Najsamwpierw podano nam napoje. Piwo i rozgazowaną colę. Piwo naszczęście bąbelki posiadało!! Sukces.Niestety brud znajdujący się na naczyniu nie pozwolił mi spróbować tego napoju bogów.Tutaj na uwagę zasługuje również fantastyczny system "nie przesuwania się" szklanek po stole. Wystarczy nie myć stolików, szklanka się przykleja i problem rozwiązany.GENIALNE!! Nie wiem czy też zwrócił Pan uwagę na fresk znajdujący się na lodówce za barem?
Artyzm przez duże A. Nachylam się delikatnie nad barem i widzę to cudo na podłodze. Autor chyba ją zażygał i uznał, że to jego dzieło życia!

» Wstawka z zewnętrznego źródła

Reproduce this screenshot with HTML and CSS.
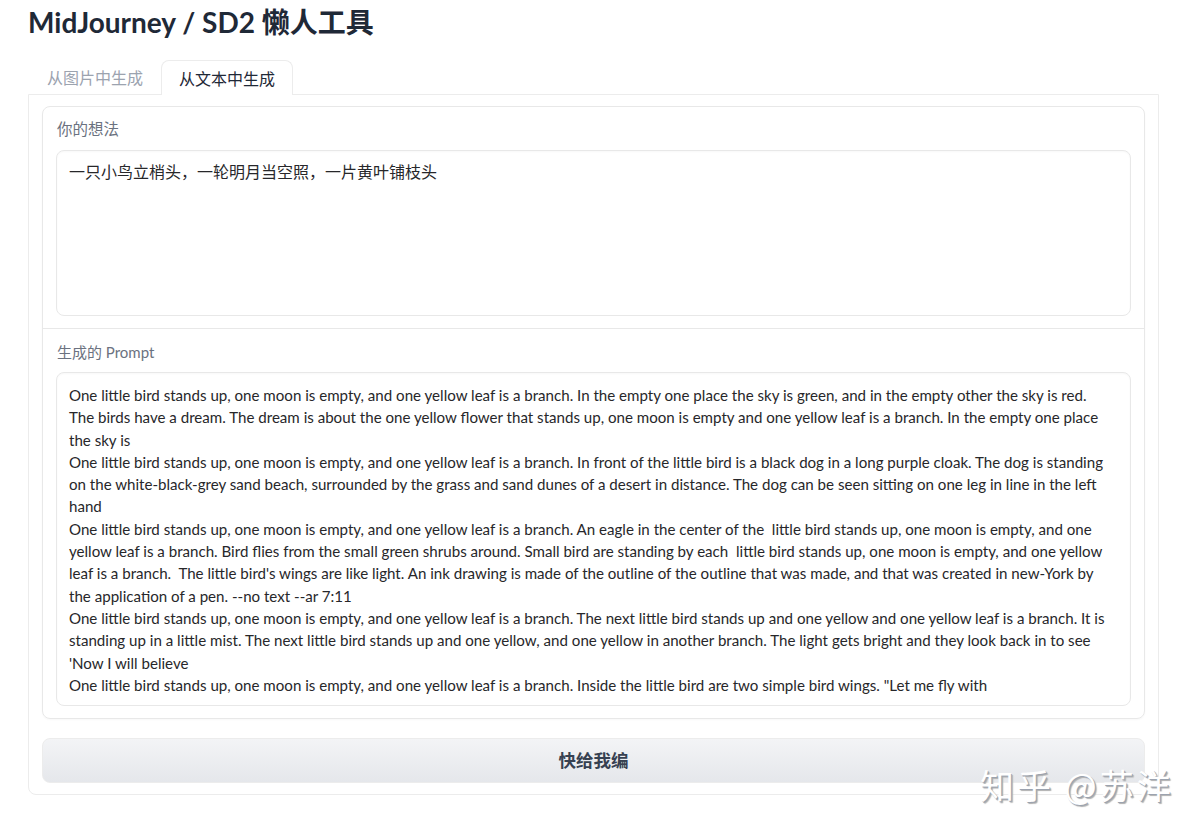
FILE: index.html
```html
<!DOCTYPE html>
<html lang="zh-CN">
<head>
  <meta charset="UTF-8">
  <meta name="viewport" content="width=device-width, initial-scale=1.0">
  <title>MidJourney / SD2 懒人工具</title>
  <link rel="stylesheet" href="styles.css">
</head>
<body>
  <div class="page">
    <h1>MidJourney / SD2 懒人工具</h1>

    <div class="tabs">
      <button class="tab">从图片中生成</button>
      <button class="tab active">从文本中生成</button>
    </div>

    <div class="panel">
      <div class="block">
        <div class="field">
          <label class="field-label" for="idea">你的想法</label>
          <div class="textbox idea" id="idea">一只小鸟立梢头，一轮明月当空照，一片黄叶铺枝头</div>
        </div>
        <div class="field">
          <label class="field-label" for="prompt">生成的 Prompt</label>
          <div class="textbox prompt" id="prompt">One little bird stands up, one moon is empty, and one yellow leaf is a branch. In the empty one place the sky is green, and in the empty other the sky is red.
The birds have a dream. The dream is about the one yellow flower that stands up, one moon is empty and one yellow leaf is a branch. In the empty one place
the sky is
One little bird stands up, one moon is empty, and one yellow leaf is a branch. In front of the little bird is a black dog in a long purple cloak. The dog is standing
on the white-black-grey sand beach, surrounded by the grass and sand dunes of a desert in distance. The dog can be seen sitting on one leg in line in the left
hand
One little bird stands up, one moon is empty, and one yellow leaf is a branch. An eagle in the center of the  little bird stands up, one moon is empty, and one
yellow leaf is a branch. Bird flies from the small green shrubs around. Small bird are standing by each  little bird stands up, one moon is empty, and one yellow
leaf is a branch.  The little bird's wings are like light. An ink drawing is made of the outline of the outline that was made, and that was created in new-York by
the application of a pen. --no text --ar 7:11
One little bird stands up, one moon is empty, and one yellow leaf is a branch. The next little bird stands up and one yellow and one yellow leaf is a branch. It is
standing up in a little mist. The next little bird stands up and one yellow, and one yellow in another branch. The light gets bright and they look back in to see
'Now I will believe
One little bird stands up, one moon is empty, and one yellow leaf is a branch. Inside the little bird are two simple bird wings. "Let me fly with</div>
        </div>
      </div>

      <button class="submit">快给我编</button>
    </div>
  </div>

  <div class="watermark">知乎 @苏洋</div>
</body>
</html>
```

FILE: styles.css
```css
* {
  margin: 0;
  padding: 0;
  box-sizing: border-box;
}
body {
  font-family: 'Lato', 'Noto Sans CJK SC', sans-serif;
  background-color: white;
  color: #1f2937;
  width: 1200px;
  height: 836px;
  overflow: hidden;
}
.page {
  padding: 2px 41px 0 28px;
}
h1 {
  font-size: 28px;
  font-weight: 700;
  line-height: 40px;
  color: #1f2937;
}
.tabs {
  display: flex;
  margin-top: 18px;
  padding-left: 1px;
  position: relative;
  z-index: 1;
}
.tab {
  font-family: 'Noto Sans CJK SC', sans-serif;
  font-size: 16px;
  line-height: 22px;
  padding: 5px 17px 6px;
  white-space: nowrap;
  border: 1px solid transparent;
  border-bottom: none;
  border-radius: 8px 8px 0 0;
  background: none;
  color: #9ca3af;
  cursor: pointer;
}
.tab.active {
  border-color: #ececec;
  background-color: white;
  color: #1f2937;
  margin-bottom: -1px;
}
.panel {
  border: 1px solid #ececec;
  border-radius: 0 0 8px 8px;
  padding: 11px 13px 11px 13px;
  display: flex;
  flex-direction: column;
  gap: 19px;
}
.block {
  border: 1px solid #e8e8e8;
  border-radius: 8px;
  box-shadow: 0 1px 2px rgba(0, 0, 0, 0.03);
}
.field {
  padding: 10px 13px 12px 13px;
}
.field .field-label {
  margin-bottom: 11px;
}
.field + .field {
  border-top: 1px solid #e8e8e8;
  padding-top: 12px;
}
.field-label {
  display: block;
  font-family: 'Noto Sans CJK SC', sans-serif;
  font-size: 15.5px;
  line-height: 22px;
  color: #6b7280;
  padding-left: 1px;
}
.field + .field .field-label {
  font-family: 'Lato', 'Noto Sans CJK SC', sans-serif;
  font-size: 15px;
  margin-bottom: 9px;
}
.textbox {
  border: 1px solid #e8e8e8;
  border-radius: 8px;
  box-shadow: inset 0 1px 2px rgba(0, 0, 0, 0.03);
  padding: 11px 12px;
  color: #27272a;
  font-size: 15px;
  line-height: 22.3px;
  white-space: pre;
  overflow: hidden;
}
.idea {
  font-family: 'Noto Sans CJK SC', sans-serif;
  font-size: 16px;
  padding-top: 9px;
  height: 166px;
}
.prompt {
  font-size: 15.1px;
  height: 334px;
}
.submit {
  height: 45px;
  padding-bottom: 3px;
  border: 1px solid #ececec;
  border-radius: 8px;
  background: linear-gradient(to bottom, #f3f4f6, #e5e7eb);
  font-family: 'Noto Sans CJK SC', sans-serif;
  font-size: 17.5px;
  font-weight: 700;
  color: #374151;
  cursor: pointer;
}
.watermark {
  position: absolute;
  left: 980px;
  top: 760px;
  font-family: 'Noto Sans CJK SC', sans-serif;
  font-size: 34px;
  font-weight: 400;
  color: white;
  text-shadow: 1px 1px 0 #9ca3af, 2px 2px 1px #b0b0b0;
  letter-spacing: 3px;
}
```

Podsumowując....więcej takich artystów jak Pan Marek. Sanepid już zaciera rączki... ;-)
[quote="P.D."]Wczoraj miałem okazję pierwszy raz wejść do Cafe Modjeskiej po remoncie.
Jestem załamany nowym wystrojem. Bar pomniejszony. Wciśnięty w narożnik jak w jakimś schronisku młodzieżowym. Schowany w kącie.

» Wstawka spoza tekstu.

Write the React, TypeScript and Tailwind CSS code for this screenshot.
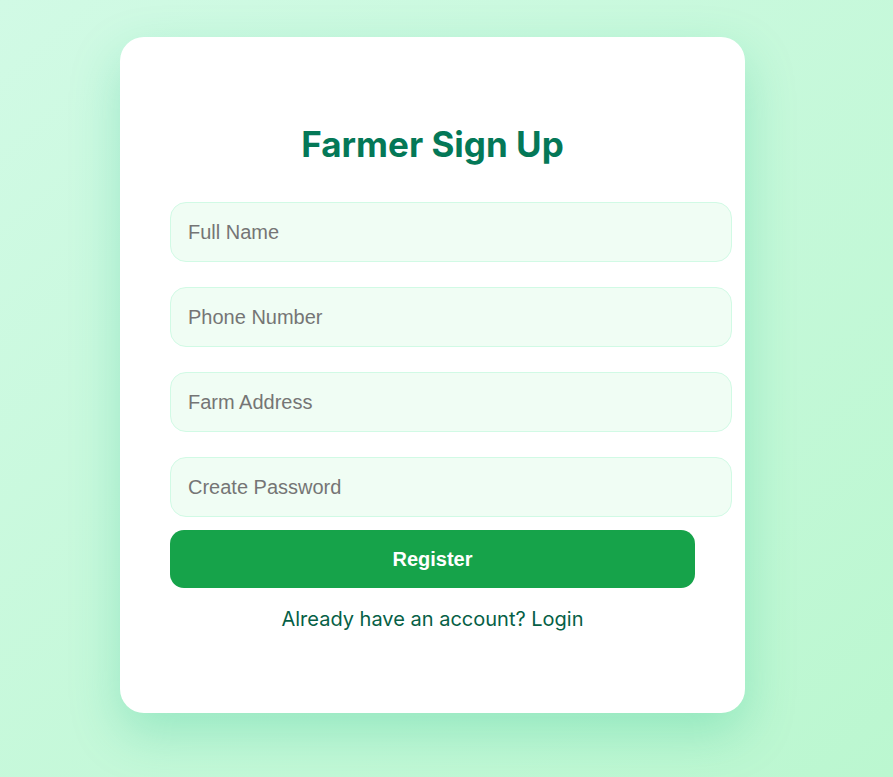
import React from "react";

const fields = [
  { label: "Full Name", type: "text", gap: "mb-[25px]" },
  { label: "Phone Number", type: "text", gap: "mb-[25px]" },
  { label: "Farm Address", type: "text", gap: "mb-[25px]" },
  { label: "Create Password", type: "password", gap: "mb-[13px]" },
];

export default function App() {
  return (
    <div className="min-h-screen w-full bg-gradient-to-br from-[#d1fae5] to-[#bbf7d0] pt-[37px] pb-[64px]">
      <div className="ml-[120px] flex h-[676px] w-[625px] flex-col rounded-[24px] bg-white px-[50px] pt-[87px] shadow-[0_20px_50px_rgba(16,185,129,0.25)]">
        <h2 className="mb-[38px] text-center font-['Inter',sans-serif] text-[35px] leading-[40px] font-bold text-[#047857]">
          Farmer Sign Up
        </h2>
        <form className="flex flex-col" onSubmit={(e) => e.preventDefault()}>
          {fields.map((f) => (
            <input
              key={f.label}
              type={f.type}
              placeholder={f.label}
              className={`box-content h-[58px] w-[525px] rounded-[16px] border border-[#d1fae5] bg-[#f0fdf4] pr-[18px] pl-[17px] font-['Liberation_Sans',Arial,sans-serif] text-[20px] outline-none placeholder:text-[#757575] ${f.gap}`}
            />
          ))}
          <button
            type="submit"
            className="h-[58px] w-[525px] rounded-[14px] bg-[#16a34a] font-['Liberation_Sans',Arial,sans-serif] text-[20px] font-bold text-white"
          >
            Register
          </button>
        </form>
        <p className="mt-[17px] text-center font-['Inter',sans-serif] text-[20px] leading-[28px] text-[#065f46]">
          Already have an account? Login
        </p>
      </div>
    </div>
  );
}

Ciemnozielony kolor na ścianach nie wiem co artysta miał na myśli. Cała architektura lokalu jest przez to zdegradowana. Ta piękna konstrukcja zeszła na 2gi plan.
Na plus nowe siedziska, wyposażenie do siedzenia.
Obrazy aktorów na ścianach też super.
Ale ten bar... Te kolory... Tragedia...
No chyba, że to przez wymogi wystawiania sztuk w tych pomieszczeniach. Ale bez przesady. Krok w tył w wystroju. No i niestety brak menu pana Marka z Provincii. Naszego legnickiego mistrza![/quote]
0 0
A ja wam mówię że to jest szczyt możliwości artystycznej. Jak na taki lokal to wyszło wszystko bardzo dobrze. Należy się dyplom uznania projektantowi i budowniczym.
ps. Piwo pije sie w miejscach do tego wyznaczonych na terenie gminy. Tu jest Caffe czyli Kawiarnia
0 0
W jakiej cenie jest tam kawa ? Ktoś wie ...ktoś zamawiał i płacił czy rozdają za darmo jako wyrób artystyczny ?
0 0
[quote="Gość"]W jakiej cenie jest tam kawa ? Ktoś wie ...ktoś zamawiał i płacił czy rozdają za darmo jako wyrób artystyczny ?[/quote]
wejdź i zapytaj, kto pyta, nie błądzi :)
0 0
legnickie warzone piwo? a gdzie w Legnicy jest warzone ???
0 0
Szczerze mówiąc to paskudny wystrój. Najbardziej artystyczny i fajny był jakieś 15 lat temu, ale wszystko schrzanili.